Among "dozens" of changes made by Cooney in various reports were changing "uncertainties" to "significant and fundamental uncertainties," changing "difficult" to "extremely difficult," changing "the Earth is undergoing a period of relatively rapid change" to "the Earth may be undergoing a period of relatively rapid change," and removing a whole section on projected glacier loss that he labeled "musings."

The White House insists this is all part of the everyday vetting process, but changes in scientific documents normally would and always should be made or at least approved in their final form by people who know what the hell they are talking about, which clearly is not the case here.

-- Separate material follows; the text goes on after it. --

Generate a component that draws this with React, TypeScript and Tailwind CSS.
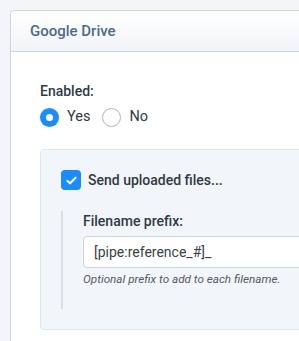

The point was made, quite by accident, by Myron Ebell of the industry-funded Competitive Enterprise Institute, a man who in November, 2004 called Sir David King, the chief scientific adviser to the government of Great Britain, an "alarmist with ridiculous views who knows nothing about climate change." Such editing, he said, is necessary for "consistency" in meshing programs with policy.

I'm sure it is. I'm sure that's exactly why it was done. The question is what is driving the policy? Clearly, what is not driving it is any connection to scientific reality.

Updated with the news that Cooney has resigned. The White House insists it's unconnected to the revelations about his creative editing, but knowing their penchant for message control, that seems unlikely.

A footnote to the update is that in reporting on it, Raw Story quoted Philip Clapp, the president of the National Environmental Trust, as saying
"His resignation is less surprising than the fact that the lead oil industry lobbyist on global warming should have been given this kind of power over climate science and scientists."
Frankly, Mr. Clapp, I think you have that exactly backwards.